Something I’ve struggled with in explaining Kamen Rider to the uninitiated is how “it’s a show that’s merchandized to little kids, but the storyline and character development are written for an older audience”. I feel like that idea can’t expect a warm reception from people who are used to Western (or maybe just American/Canadian?) TV shows. In the culture I grew up in, if a show is made to sell toys to four-year-olds, you can safely assume the plotlines you’ll see are generally mind-numbing to anyone outside of preschool. YES, DORA, IT’S THE BLOODY MAP, WE GET IT, HURRY UP AND GET EXPLORING.
When shows end up cross-pollinating audiences it tends to be seen as a happy accident for merchandisers (see My Little Pony: Friendship is Magic). However, recently I’ve come to realize that Kamen Rider might take great care in planning this dichotomy. I’ve worked with four-year-old kids in Japan who think Kamen Rider is the hottest shit ever, a sentiment that is widely shared amongst their age group. However, the plotlines of the Kamen Rider TV shows contain stuff like kidnapping, torture, gunfights, tragic death and just straight-up murder on the reg.
I’ve been wondering for awhile how the show reconciles these two sides to its identity. And I think the answer is… they just don’t. Kamen Rider is what it is; both a glorified Sunday-morning toy commercial and a serious, occasionally morbid, narrative about heroism and the nature of evil with solid character development. The thing is, I get the sense that some young kids who love Kamen Rider don’t even watch the show regularly; the merchandise is prolific enough in their lives that they can enjoy the franchise without even having to turn on the TV. All their friends talk about it, and they see all the toys, clothing, branded food items, school supplies, toothbrushes, what have you, and their intense imaginations can fill in the rest.

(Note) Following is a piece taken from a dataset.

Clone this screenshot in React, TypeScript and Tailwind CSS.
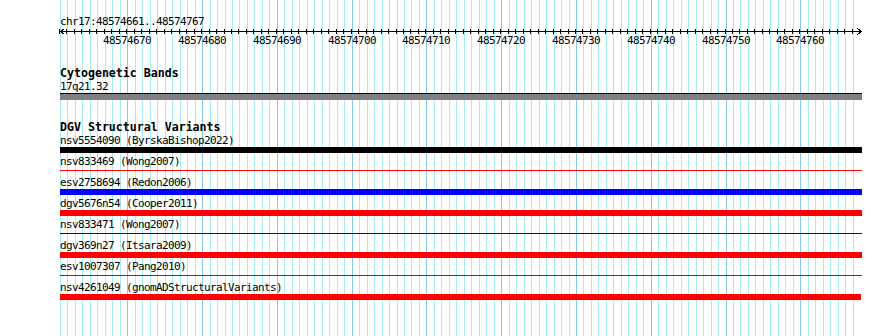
import React from 'react';

const START = 48574661;
const END = 48574767;
const LEFT = 60;
const PX = 7.478;

const bases = Array.from({ length: END - START + 1 }, (_, i) => i);
const xAt = (i: number) => Math.round(LEFT + i * PX);

type Variant = { label: string; color: string; thick: boolean; width?: string };

const variants: Variant[] = [
  { label: 'nsv5554090 (ByrskaBishop2022)', color: 'bg-black', thick: true },
  { label: 'nsv833469 (Wong2007)', color: 'bg-[#ff0000]', thick: false },
  { label: 'esv2758694 (Redon2006)', color: 'bg-[#0000ff]', thick: true },
  { label: 'dgv5676n54 (Cooper2011)', color: 'bg-[#ff0000]', thick: true },
  { label: 'nsv833471 (Wong2007)', color: 'bg-[#0000cc]', thick: false },
  { label: 'dgv369n27 (Itsara2009)', color: 'bg-[#ff0000]', thick: true },
  { label: 'esv1007307 (Pang2010)', color: 'bg-[#e00000]', thick: false },
  { label: 'nsv4261049 (gnomADStructuralVariants)', color: 'bg-[#ff0000]', thick: true, width: 'w-[801px]' },
];

const small = "font-['DejaVu_Sans_Mono',monospace] text-[11px] tracking-[-0.62px] leading-[13px] text-black whitespace-pre";
const bold = "font-['DejaVu_Sans_Mono',monospace] font-bold text-[11.6px] leading-[13px] text-black whitespace-pre";

function Grid() {
  // one light line per base, a stronger one every ten bases
  return (
    <svg className="absolute inset-0 pointer-events-none" width={890} height={336} shapeRendering="crispEdges">
      {bases.map((i) => (
        <line
          key={i}
          x1={xAt(i) + 0.5}
          x2={xAt(i) + 0.5}
          y1={0}
          y2={336}
          stroke={(START + i) % 10 === 0 ? '#86c9ea' : '#a9ecf0'}
          strokeWidth={1}
        />
      ))}
    </svg>
  );
}

function Ruler() {
  const w = 802;
  return (
    <svg width={w + 2} height={20} className="block -ml-px" shapeRendering="crispEdges">
      <rect x={1} y={3} width={w} height={1} fill="#000" />
      {bases.map((i) => {
        const x = xAt(i) - LEFT;
        return <rect key={i} x={x} y={1} width={1} height={5} fill="#000" />;
      })}
      <path d="M1.5 3.5 L5.5 0.5 M1.5 3.5 L5.5 6.5" stroke="#000" strokeWidth={1} fill="none" />
      <path d={`M${w + 0.5} 3.5 L${w - 3.5} 0.5 M${w + 0.5} 3.5 L${w - 3.5} 6.5`} stroke="#000" strokeWidth={1} fill="none" />
      {bases
        .filter((i) => (START + i) % 10 === 0)
        .map((i) => (
          <text
            key={i}
            x={xAt(i) - LEFT + 1}
            y={16}
            textAnchor="middle"
            fontFamily="DejaVu Sans Mono, monospace"
            fontSize={11}
            letterSpacing={-0.62}
            fill="#000"
          >
            {START + i}
          </text>
        ))}
    </svg>
  );
}

export default function App() {
  return (
    <div className="relative w-[890px] h-[336px] bg-white overflow-hidden">
      <Grid />
      <div className="relative pl-[60px] pt-[15px] flex flex-col">
        <div className={small}>chr17:48574661..48574767</div>
        <Ruler />

        {/* Cytogenetic track */}
        <div className={`${bold} mt-[19px]`}>Cytogenetic Bands</div>
        <div className={small}>17q21.32</div>
        <div className="w-[802px] h-[7px] bg-[#808080] border-t border-black" />

        {/* DGV track */}
        <div className={`${bold} mt-[21px]`}>DGV Structural Variants</div>
        {variants.map((v) => (
          <div key={v.label} className="flex flex-col">
            <div className={small}>{v.label}</div>
            <div className="h-[8px]">
              {v.thick ? (
                <div className={`${v.width ?? 'w-[802px]'} h-[6px] ${v.color}`} />
              ) : (
                <div className={`w-[802px] h-px mt-[2px] ${v.color}`} />
              )}
            </div>
          </div>
        ))}
      </div>
    </div>
  );
}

Thus, the investors get their money from the younger demographics, and the older ones too, many of whom will still buy action figures, gachapons and DVD sets after watching the show. Instead of extracting revenue from one target audience, the Kamen Rider franchise liberates itself from the supposed hypocrisy of making a show directed at multiple demographics at once. Thus, you get a show where you watch a literal serial killer get backed into a corner by a protagonist skirting the line of vigilante justice… And then they transform using the exact same toys you can probably get in a McDonald’s kids meal. It’s understandable if you can’t suspend your disbelief in the face of such brazen product placement, or feel too much aesthetic whiplash from the slapstick comedy bits running into angsty melodrama. But, if this kind of weird and lovably-imperfect mish-mash is endearing to you… there’s so much good stuff awaiting.